How to Repot (Step-by-Step)
- Choose a pot that’s at least twice as big as the one you’re replacing.
- Fill the new pot halfway with fresh soil.
- Remove the Cebu Blue Pothos from the old container and gently shake off any excess dirt from its roots.
- Place the plant in the center of the new container and fill in around it with fresh soil.
- Water thoroughly until water drains from the bottom of the pot.
- Place your pothos plant in a location that gets plenty of indirect light, such as near a window or on a patio.
Propagating Cebu Blue Pothos by Cuttings (Step-by-Step)
Cebu Blue Pothos can be propagated by taking cuttings from the stems.
- Cut a stem with at least three leaves on it.
- Remove any leaves that are damaged or discolored.
- Place the cuttings in water until they develop roots, usually within two weeks. Once rooted, plant them in the soil or keep growing them in water.
- Remember to replace the water regularly if you’re planning on growing Pothos in water long-term.
You can also propagate exclusively by soil without needing a water-growing medium. The in-depth Propagation process is explained here.
Related: How to Propagate Pothos Plants
Flowering is rare in these houseplants, but it can happen. If you’re lucky enough to have a Pothos plant bloom, enjoy the show!
Try not to be disappointed if your plant doesn’t flower often.
Cebu Blue Pothos is toxic to both dogs and cats.
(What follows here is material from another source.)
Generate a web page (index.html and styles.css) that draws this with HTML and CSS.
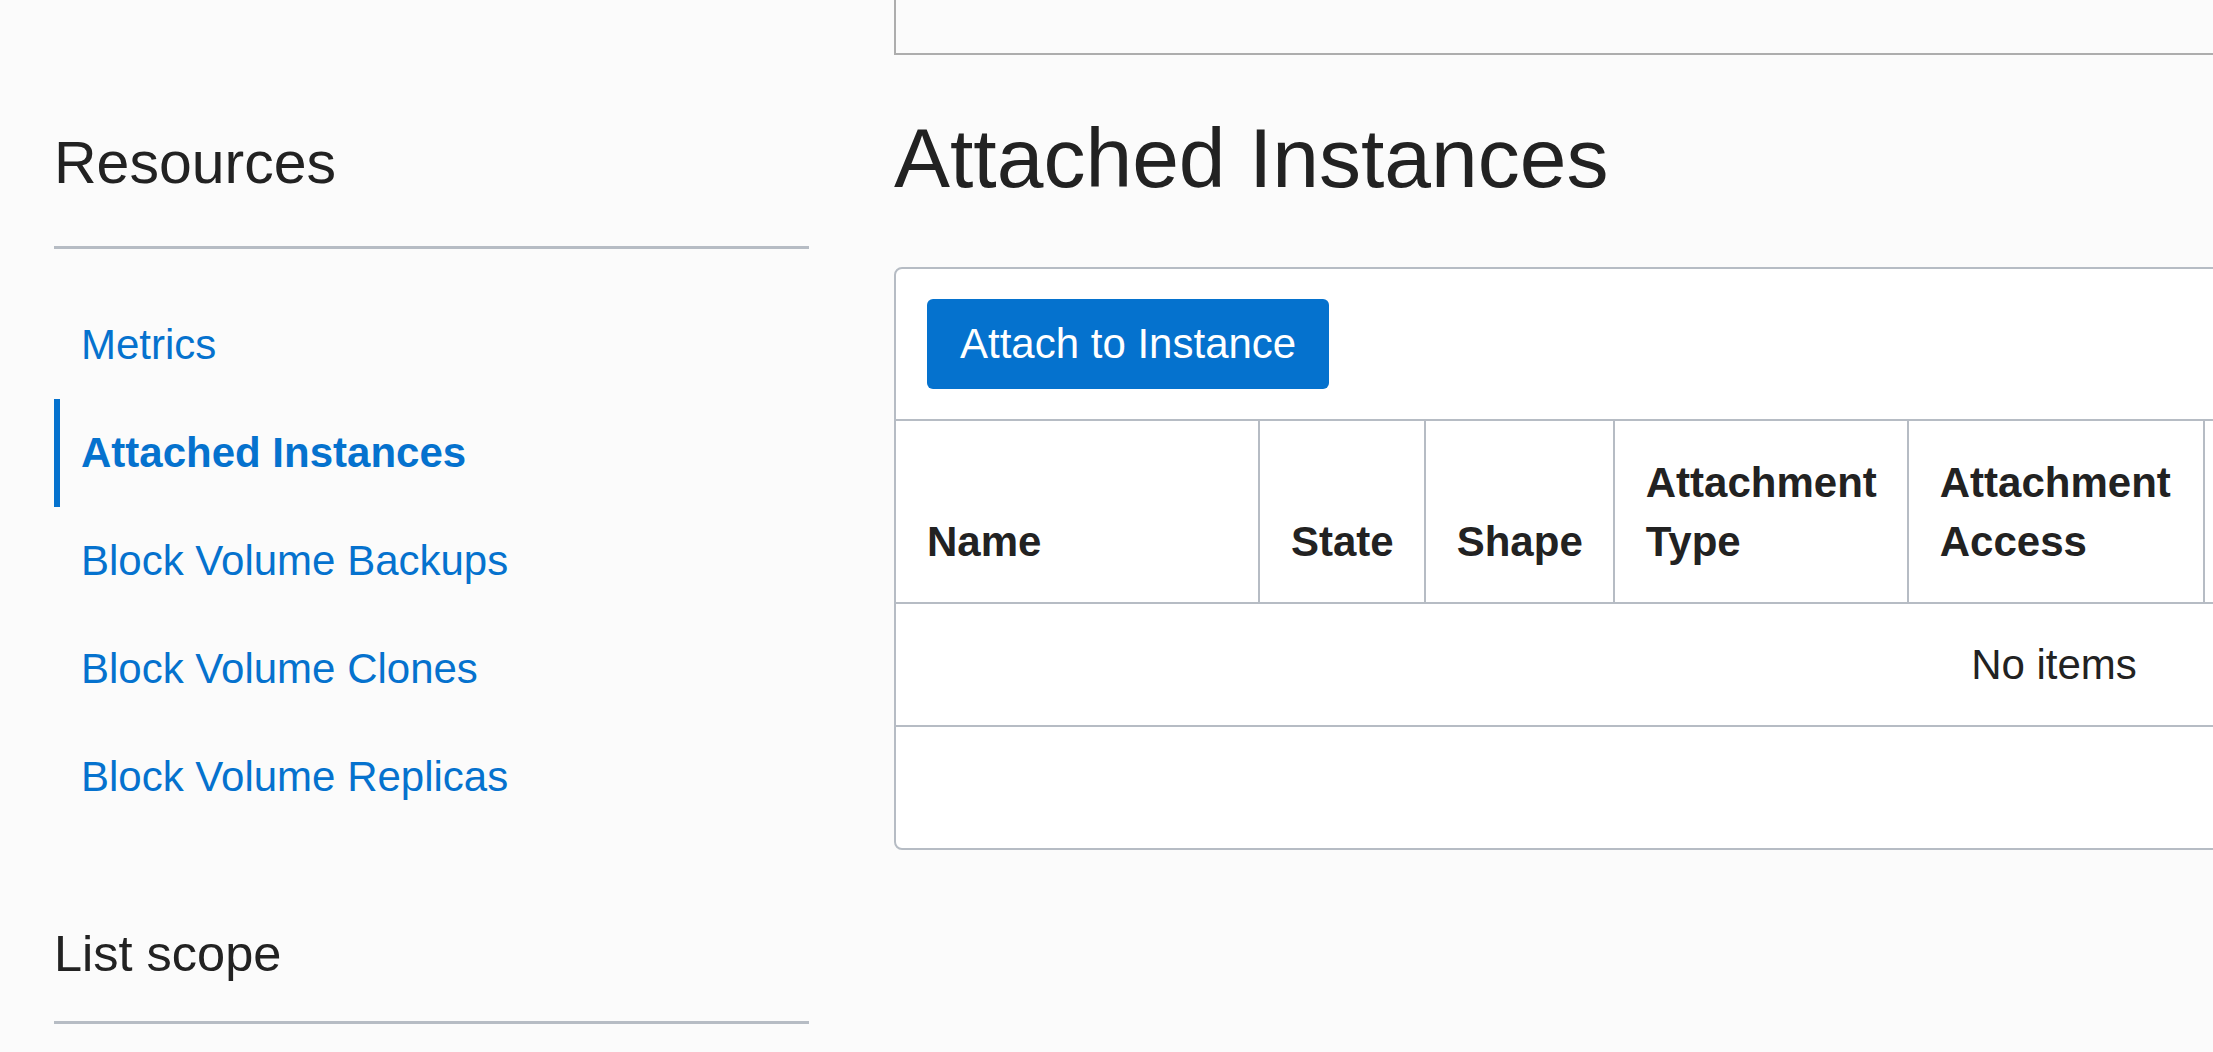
FILE: index.html
```html
<!DOCTYPE html>
<html lang="en">
<head>
<meta charset="utf-8">
<title>Attached Instances</title>
<link rel="stylesheet" href="styles.css">
</head>
<body>
<div class="layout">
  <aside class="sidebar">
    <h2 class="side-heading side-heading--resources">Resources</h2>
    <nav class="side-nav">
      <a class="side-link" href="#">Metrics</a>
      <a class="side-link side-link--active" href="#">Attached Instances</a>
      <a class="side-link" href="#">Block Volume Backups</a>
      <a class="side-link" href="#">Block Volume Clones</a>
      <a class="side-link" href="#">Block Volume Replicas</a>
    </nav>
    <h2 class="side-heading side-heading--scope">List scope</h2>
  </aside>
  <main class="content">
    <div class="top-box"></div>
    <h1 class="page-title">Attached Instances</h1>
    <section class="card">
      <div class="toolbar">
        <button class="btn-primary" type="button">Attach to Instance</button>
      </div>
      <div class="table-head">
        <div class="th th--name">Name</div>
        <div class="th th--state">State</div>
        <div class="th th--shape">Shape</div>
        <div class="th th--type">Attachment Type</div>
        <div class="th th--access">Attachment Access</div>
        <div class="th th--rest"></div>
      </div>
      <div class="table-empty">No items</div>
      <div class="table-foot"></div>
    </section>
  </main>
</div>
</body>
</html>
```

FILE: styles.css
```css
html, body {
  margin: 0;
  padding: 0;
  overflow: hidden;
}

body {
  background: #fbfbfb;
  color: #222222;
  font-family: "Liberation Sans", Arial, sans-serif;
  font-size: 42px;
  width: 2213px;
  height: 1052px;
}

.layout {
  display: flex;
  align-items: flex-start;
  gap: 85px;
  padding-left: 54px;
}

/* Sidebar */
.sidebar {
  flex: 0 0 755px;
  width: 755px;
}

.side-heading {
  margin: 0;
  font-weight: normal;
  color: #222222;
}

.side-heading--resources {
  font-size: 59px;
  line-height: 80px;
  padding-top: 123px;
  padding-bottom: 43px;
  border-bottom: 3px solid #b6bcc4;
}

.side-heading--scope {
  font-size: 50.5px;
  line-height: 68px;
  padding-top: 89px;
  padding-bottom: 33px;
  border-bottom: 3px solid #b6bcc4;
}

.side-nav {
  display: flex;
  flex-direction: column;
  margin-top: 42px;
}

.side-link {
  display: block;
  height: 108px;
  line-height: 108px;
  padding-left: 27px;
  color: #0572ce;
  text-decoration: none;
  white-space: nowrap;
}

.side-link--active {
  font-weight: bold;
  border-left: 6px solid #0572ce;
  padding-left: 21px;
}

/* Main content */
.content {
  flex: 0 0 2320px;
  width: 2320px;
}

.top-box {
  height: 53px;
  border-left: 2px solid #adadad;
  border-bottom: 2px solid #adadad;
}

.page-title {
  margin: 53px 0 59px;
  font-size: 84px;
  line-height: 100px;
  font-weight: normal;
  color: #222222;
  white-space: nowrap;
}

.card {
  background: #ffffff;
  border: 2px solid #b6bcc4;
  border-radius: 8px;
}

.toolbar {
  padding: 30px 31px;
  border-bottom: 2px solid #b6bcc4;
}

.btn-primary {
  display: block;
  height: 90px;
  padding: 0 33px;
  border: 0;
  border-radius: 6px;
  background: #0572ce;
  color: #ffffff;
  font-family: inherit;
  font-size: 42px;
  line-height: 90px;
  white-space: nowrap;
  cursor: pointer;
}

.table-head {
  display: flex;
  height: 181px;
  border-bottom: 2px solid #b6bcc4;
}

.th {
  box-sizing: border-box;
  display: flex;
  align-items: flex-end;
  padding: 0 30px 31px 31px;
  font-weight: bold;
  line-height: 59px;
  border-right: 2px solid #b6bcc4;
  color: #222222;
}

.th--name { flex: 0 0 364px; }
.th--state { flex: 0 0 165px; }
.th--shape { flex: 0 0 189px; }
.th--type { flex: 0 0 294px; }
.th--access { flex: 0 0 296px; }
.th--rest { flex: 1 1 auto; border-right: 0; }

.table-empty {
  height: 121px;
  line-height: 121px;
  text-align: center;
  border-bottom: 2px solid #b6bcc4;
  color: #222222;
}

.table-foot {
  height: 121px;
}
```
If you have pets that are likely to nibble on your plants, take precautions. Homes with pets are usually not a good option for these plants.
NOTE: This page is not intended as a substitute for veterinary advice. The toxicity of an ingested substance varies depending on the amount ingested, the animal’s weight, and its sensitivity to specific allergens. Contact your veterinarian or local animal poison control center immediately if you think your pet may have ingested a toxic substance.
Mealybugs are sap-sucking insects that can cause leaves to shrivel, making it look like they’re dying. If you have mealybugs on your plant, gently wipe them off with a cotton swab dipped in rubbing alcohol. This should kill the bugs and get rid of most of the mealybug eggs.
Scale insects are tiny, hard-shelled creatures that suck the sap from your plant and cause yellowing leaves, small black spots on the leaves, and stunted growth. You can treat them by applying rubbing alcohol or soapy water directly to their bodies.
Fungus Gnats are a common pest of Pothos plants. The adults are small flies with black bodies and two white stripes on the wings. These insects lay eggs in the soil, which hatch into larvae that feed on plant roots. To prevent fungus gnat infestations, keep your soil on the dry side to starve out the larvae.
A wide variety of problems can cause yellowing leaves. If you notice new growth is yellow and stunted, this could be the result of improper watering, too much humidity, or overexposure to sunlight. Take into account your plant’s unique condition and adjust your care routine accordingly.
If your plant’s leaves are shriveling, it could be experiencing a water shortage. If you’ve recently repotted or transplanted it, this is especially likely. Give your plant a good soak and wait for about a day for the leaves to recover.
Both low light and too much fertilizer can cause stunted growth or slow growth. If kept in a dark and shady environment, move your plant somewhere brighter but not in the way of direct sunlight. Don’t fertilize more than once a month to prevent the oversaturation of nutrients in the soil.